Note that the original ID and the metadata are lost upon this operation.
- remove_zero_sum_columns(scope='compounds')
Removes all columns that have zero sum from the data attribute.
glasspy.data.translators module
Module contents
- class glasspy.data.SciGlass(elements_cfg: dict = {}, properties_cfg: dict = {}, compounds_cfg: dict = {}, autocleanup: bool = True, metadata: bool = True)
Bases:
object
Loader of SciGlass data.
- Parameters:
elements_cfg – Dictonary configuring how the elements information is collected. See docstring for get_elements method for more details.
properties_cfg – Dictonary configuring how the properties information is collected. See docstring for get_properties method for more details.
compounds_cfg – Dictonary configuring how the compounds information is collected. See docstring for get_compounds method for more details.
autocleanup – If True, automatically delete columns of the final DataFrame that do not have any information (only zeros). Default value: True.
metadata – If True, add the metadata information to the DataFrame. Default value: True.
- data
DataFrame of the collected data.
- static available_properties()
Returns a list of available properties.
- static available_properties_metadata()
Returns a list of available properties metadata.
- elements_from_compounds(final_sum=1, compounds_in_weight=False)
Create atomic fraction information from compound information.
- Parameters:
final_sum – positive int or float The final sum of all atomic fractions is normalized to this value. Usual values are 1 if you want atomic fractions or 100 if you want atomic percentages. Default value is 1.
compounds_in_weight – bool If True, then assume that the compounds fractions are in weight%, otherwise assume that the compounds fractions are in mol%. Default value is False.
- get_compounds(**kwargs)
Get compound information.
- Parameters:
path – str String with the path to the database csv file.
keep – list List of compounds to keep in the final DataFrame.
drop – list List of compounds to remove from the final DataFrame.

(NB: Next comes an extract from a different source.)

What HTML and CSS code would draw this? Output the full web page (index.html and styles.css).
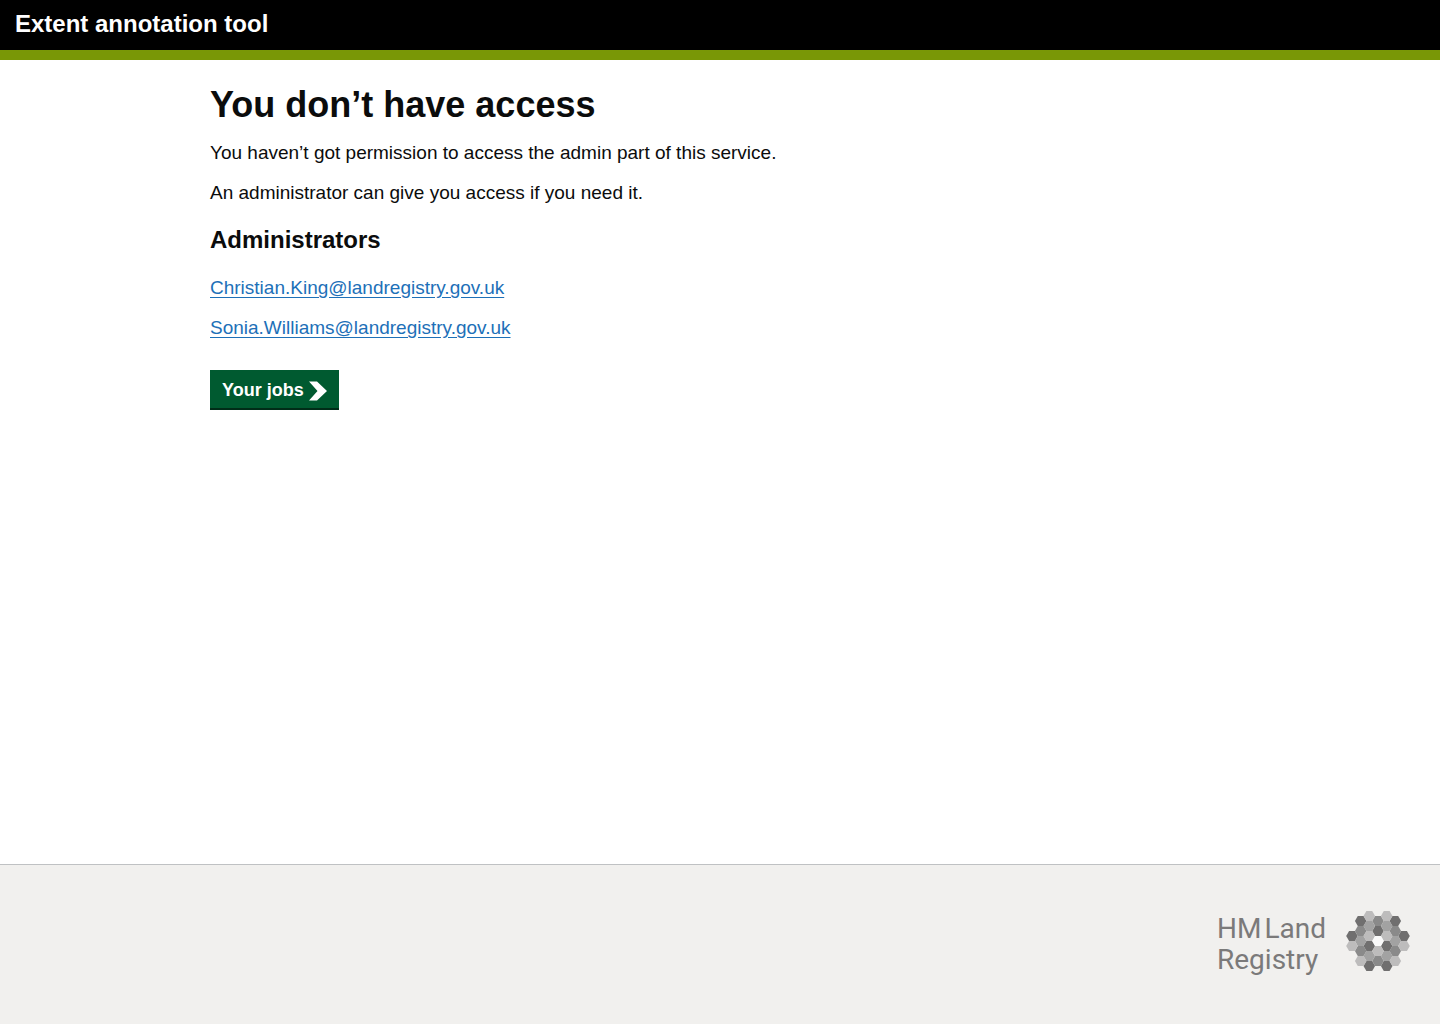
FILE: index.html
```html
<!DOCTYPE html>
<html lang="en">
<head>
<meta charset="utf-8">
<meta name="viewport" content="width=device-width, initial-scale=1">
<title>You don’t have access - Extent annotation tool</title>
<link rel="stylesheet" href="styles.css">
</head>
<body>
<header class="header">Extent annotation tool</header>
<main class="main">
  <h1 class="title">You don’t have access</h1>
  <p class="text">You haven’t got permission to access the admin part of this service.</p>
  <p class="text">An administrator can give you access if you need it.</p>
  <h2 class="subtitle">Administrators</h2>
  <ul class="contacts">
    <li><a class="link" href="mailto:Christian.King@landregistry.gov.uk">Christian.King@landregistry.gov.uk</a></li>
    <li><a class="link" href="mailto:Sonia.Williams@landregistry.gov.uk">Sonia.Williams@landregistry.gov.uk</a></li>
  </ul>
  <button class="button" type="button">Your jobs
    <svg class="chevron" viewBox="0 0 18 20" aria-hidden="true"><path d="M0 0.5h8L18 10 8 19.5H0L8.500 10z"/></svg>
  </button>
</main>
<footer class="footer">
  <div class="brand">
    <div class="wordmark">
      <div class="wordmark-line"><span>HM</span><span>Land</span></div>
      <div class="wordmark-line">Registry</div>
    </div>
    <svg class="emblem" viewBox="0 0 64 60" aria-hidden="true">
      <defs><path id="hex" d="M-5.800 0L-2.900-5h5.800L5.800 0 2.900 5h-5.800z"/></defs>
      <g fill="#706f6f">
        <use href="#hex" x="6" y="25"/><use href="#hex" x="14.700" y="10"/><use href="#hex" x="23.300" y="35"/><use href="#hex" x="23.300" y="55"/><use href="#hex" x="32" y="20"/><use href="#hex" x="40.700" y="35"/><use href="#hex" x="40.700" y="55"/><use href="#hex" x="49.300" y="10"/><use href="#hex" x="58" y="25"/>
      </g>
      <g fill="#8a8a8a">
        <use href="#hex" x="14.700" y="20"/><use href="#hex" x="14.700" y="40"/><use href="#hex" x="32" y="10"/><use href="#hex" x="32" y="50"/><use href="#hex" x="49.300" y="20"/><use href="#hex" x="49.300" y="40"/>
      </g>
      <g fill="#a2a2a2">
        <use href="#hex" x="14.700" y="30"/><use href="#hex" x="23.300" y="15"/><use href="#hex" x="23.300" y="45"/><use href="#hex" x="40.700" y="15"/><use href="#hex" x="40.700" y="45"/><use href="#hex" x="49.300" y="30"/>
      </g>
      <g fill="#bdbcbc">
        <use href="#hex" x="6" y="35"/><use href="#hex" x="14.700" y="50"/><use href="#hex" x="23.300" y="5"/><use href="#hex" x="23.300" y="25"/><use href="#hex" x="32" y="40"/><use href="#hex" x="40.700" y="5"/><use href="#hex" x="40.700" y="25"/><use href="#hex" x="49.300" y="50"/><use href="#hex" x="58" y="35"/>
      </g>
      <use href="#hex" x="32" y="30" fill="#fafafa"/>
    </svg>
  </div>
</footer>
</body>
</html>
```
FILE: styles.css
```css
* { box-sizing: border-box; }
body {
  margin: 0;
  min-height: 100vh;
  display: flex;
  flex-direction: column;
  background: #fff;
  color: #0b0c0c;
  font: 19px/25px "Liberation Sans", Arial, sans-serif;
}
.header {
  padding: 9px 15px 11px;
  border-bottom: 10px solid #799706;
  background: #000;
  color: #fff;
  font-size: 24px;
  font-weight: 700;
  line-height: 30px;
}
.main {
  flex: 1;
  width: 100%;
  max-width: 1050px;
  margin: 0 auto;
  padding: 25px 15px 60px;
}
.title { margin: 0 0 15px; font-size: 36px; line-height: 40px; }
.text { margin: 0 0 15px; }
.subtitle { margin: 20px 0; font-size: 24px; line-height: 30px; }
.contacts {
  display: flex;
  flex-direction: column;
  gap: 15px;
  margin: 0 0 30px;
  padding: 0;
  list-style: none;
}
.link { color: #1d70b8; text-underline-offset: 3px; }
.button {
  display: inline-flex;
  align-items: center;
  gap: 5px;
  height: 40px;
  padding: 1px 12px 0;
  border: 0;
  background: #005a30;
  box-shadow: inset 0 -2px #002d18;
  color: #fff;
  font: 700 18px/25px "Liberation Sans", Arial, sans-serif;
}
.chevron { width: 18px; height: 20px; fill: #fff; }
.footer {
  padding: 46px 30px 49px;
  border-top: 1px solid #bfc1c3;
  background: #f1f0ee;
}
.brand { display: flex; justify-content: flex-end; gap: 20px; }
.wordmark {
  padding-top: 2px;
  color: #7b7a7a;
  font: 400 28px/31px Roboto, "Open Sans", sans-serif;
}
.wordmark-line { display: flex; gap: 3px; }
.emblem { width: 64px; height: 60px; }
```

acceptable_sum_deviation – positive int or float The sum of all compound fractions should be 100%. However, due to float point errors or rounding errors, this sum will not be exactly 100%. This argument controls the acceptable deviation of this sum in %. A value of 1 means that the sum of all compound fractions can be between 99 and 101. All examples that are not within this range are discarted.

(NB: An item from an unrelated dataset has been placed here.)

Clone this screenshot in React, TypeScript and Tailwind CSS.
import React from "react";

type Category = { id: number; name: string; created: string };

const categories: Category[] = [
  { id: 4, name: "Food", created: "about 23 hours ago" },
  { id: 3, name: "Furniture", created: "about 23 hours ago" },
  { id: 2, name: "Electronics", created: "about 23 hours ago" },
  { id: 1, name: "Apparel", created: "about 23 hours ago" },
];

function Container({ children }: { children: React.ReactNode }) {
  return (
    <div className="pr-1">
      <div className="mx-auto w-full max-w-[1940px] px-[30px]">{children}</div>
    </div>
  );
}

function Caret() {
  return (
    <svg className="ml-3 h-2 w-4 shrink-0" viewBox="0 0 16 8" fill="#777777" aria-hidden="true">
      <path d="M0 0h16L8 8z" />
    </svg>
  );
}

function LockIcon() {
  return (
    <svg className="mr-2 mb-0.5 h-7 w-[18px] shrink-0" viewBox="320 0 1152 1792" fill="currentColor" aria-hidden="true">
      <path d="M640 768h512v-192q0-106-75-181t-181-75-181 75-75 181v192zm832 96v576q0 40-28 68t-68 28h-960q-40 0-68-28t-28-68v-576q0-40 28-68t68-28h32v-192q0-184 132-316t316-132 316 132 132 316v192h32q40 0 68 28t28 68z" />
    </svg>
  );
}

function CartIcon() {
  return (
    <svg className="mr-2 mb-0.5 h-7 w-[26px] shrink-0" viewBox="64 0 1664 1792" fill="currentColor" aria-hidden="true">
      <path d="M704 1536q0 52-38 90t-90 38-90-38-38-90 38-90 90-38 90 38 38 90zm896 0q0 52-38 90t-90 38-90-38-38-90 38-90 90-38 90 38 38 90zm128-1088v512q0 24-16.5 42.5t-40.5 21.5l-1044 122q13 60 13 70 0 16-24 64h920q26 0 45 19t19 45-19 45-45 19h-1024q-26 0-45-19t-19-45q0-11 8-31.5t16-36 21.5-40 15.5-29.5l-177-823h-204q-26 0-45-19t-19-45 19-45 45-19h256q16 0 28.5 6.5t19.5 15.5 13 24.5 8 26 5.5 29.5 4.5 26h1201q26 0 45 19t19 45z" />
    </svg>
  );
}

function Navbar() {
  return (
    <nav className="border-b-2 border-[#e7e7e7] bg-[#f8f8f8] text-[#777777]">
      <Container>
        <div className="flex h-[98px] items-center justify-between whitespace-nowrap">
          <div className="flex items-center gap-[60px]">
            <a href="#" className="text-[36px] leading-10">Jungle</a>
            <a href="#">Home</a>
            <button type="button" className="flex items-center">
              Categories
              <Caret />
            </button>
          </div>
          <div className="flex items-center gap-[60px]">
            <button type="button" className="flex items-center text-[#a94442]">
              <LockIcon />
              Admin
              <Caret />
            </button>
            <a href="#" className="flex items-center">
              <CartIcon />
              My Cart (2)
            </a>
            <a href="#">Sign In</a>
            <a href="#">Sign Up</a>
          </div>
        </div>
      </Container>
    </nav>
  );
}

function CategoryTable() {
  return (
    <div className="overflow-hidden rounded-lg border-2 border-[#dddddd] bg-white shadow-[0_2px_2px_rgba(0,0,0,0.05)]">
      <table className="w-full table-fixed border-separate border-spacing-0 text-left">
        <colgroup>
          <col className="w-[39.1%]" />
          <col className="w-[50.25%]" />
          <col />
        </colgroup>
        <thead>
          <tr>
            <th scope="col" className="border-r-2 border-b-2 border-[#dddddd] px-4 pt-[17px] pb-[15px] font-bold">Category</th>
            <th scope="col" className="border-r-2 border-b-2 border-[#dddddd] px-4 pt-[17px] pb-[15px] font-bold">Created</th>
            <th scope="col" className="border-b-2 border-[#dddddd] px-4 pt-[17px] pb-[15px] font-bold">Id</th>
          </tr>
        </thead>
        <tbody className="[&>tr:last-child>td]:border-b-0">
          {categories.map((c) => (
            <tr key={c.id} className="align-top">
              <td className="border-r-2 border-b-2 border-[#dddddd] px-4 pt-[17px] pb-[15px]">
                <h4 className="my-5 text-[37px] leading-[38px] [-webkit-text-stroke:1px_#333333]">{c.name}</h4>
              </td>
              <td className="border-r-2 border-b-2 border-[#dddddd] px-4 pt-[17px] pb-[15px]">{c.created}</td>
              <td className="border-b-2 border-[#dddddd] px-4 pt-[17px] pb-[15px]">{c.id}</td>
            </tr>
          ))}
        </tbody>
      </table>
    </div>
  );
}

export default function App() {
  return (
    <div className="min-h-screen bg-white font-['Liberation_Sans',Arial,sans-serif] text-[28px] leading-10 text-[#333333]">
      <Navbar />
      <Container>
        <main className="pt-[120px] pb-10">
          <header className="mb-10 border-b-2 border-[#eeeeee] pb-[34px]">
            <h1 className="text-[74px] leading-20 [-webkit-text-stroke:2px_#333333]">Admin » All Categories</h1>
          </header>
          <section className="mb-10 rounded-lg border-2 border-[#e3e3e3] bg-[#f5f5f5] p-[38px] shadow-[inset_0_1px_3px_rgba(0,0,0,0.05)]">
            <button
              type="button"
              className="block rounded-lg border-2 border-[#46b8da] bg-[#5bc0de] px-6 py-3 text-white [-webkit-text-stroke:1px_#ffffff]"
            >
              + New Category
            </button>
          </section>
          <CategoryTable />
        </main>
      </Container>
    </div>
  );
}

final_sum – positive int or float The final sum of all compound fractions is normalized to this value. Usual values are 1 if you want compound fractions or 100 if you want compound percentages.
return_weight – bool If True, the chemical information stored in the DataFrame will be in weight%. Otherwise it will be in mol%.
IDs – pd.Index IDs of the dataset to consider. Each glass in the SciGlass database has a glass number and a paper number. This ID used in GlassPy is an integer that merges both numbers
- get_elements(**kwargs)
Get elemental atomic fraction information.
- Parameters:
path – str String with the path to the database csv file.
keep – list List of elements to keep in the final DataFrame.
drop – list List of elements to remove from the final DataFrame.
translate – dict Dictionary with the information on how to read and convert the elements. See variable AtMol_translation for an example.
acceptable_sum_deviation – positive int or float The sum of all atomic fractions should be 100%. However, due to float point errors or rounding errors, this sum will not be exactly 100%. This argument controls the acceptable deviation of this sum in %. A value of 1 means that the sum of all atomic fractions can be between 99 and 101. All examples that are not within this range are discarted.
final_sum – positive int or float The final sum of all atomic fractions is normalized to this value. Usual values are 1 if you want atomic fractions or 100 if you want atomic percentages.
IDs – pd.Index IDs of the dataset to consider. Each glass in the SciGlass database has a glass number and a paper number. This ID used in GlassPy is an integer that merges both numbers
- get_properties(**kwargs)
Get properties information.
- Parameters:
path – str String with the path to the database csv file.
keep – list List of properties to keep in the final DataFrame.
drop – list List of properties to remove from the final DataFrame.
translate – dict Dictionary with the information on how to read and convert the properties. See variable SciSK_translation for an example.
IDs – pd.Index IDs of the dataset to consider. Each glass in the SciGlass database has a glass number and a paper number. This ID used in GlassPy is an integer that merges both numbers
- remove_duplicate_composition(scope='elements', decimals=3, aggregator='median')
Remove duplicate compositions from the data attribute.
Note that the original ID and the metadata are lost upon this operation.
- remove_zero_sum_columns(scope='compounds')
Removes all columns that have zero sum from the data attribute.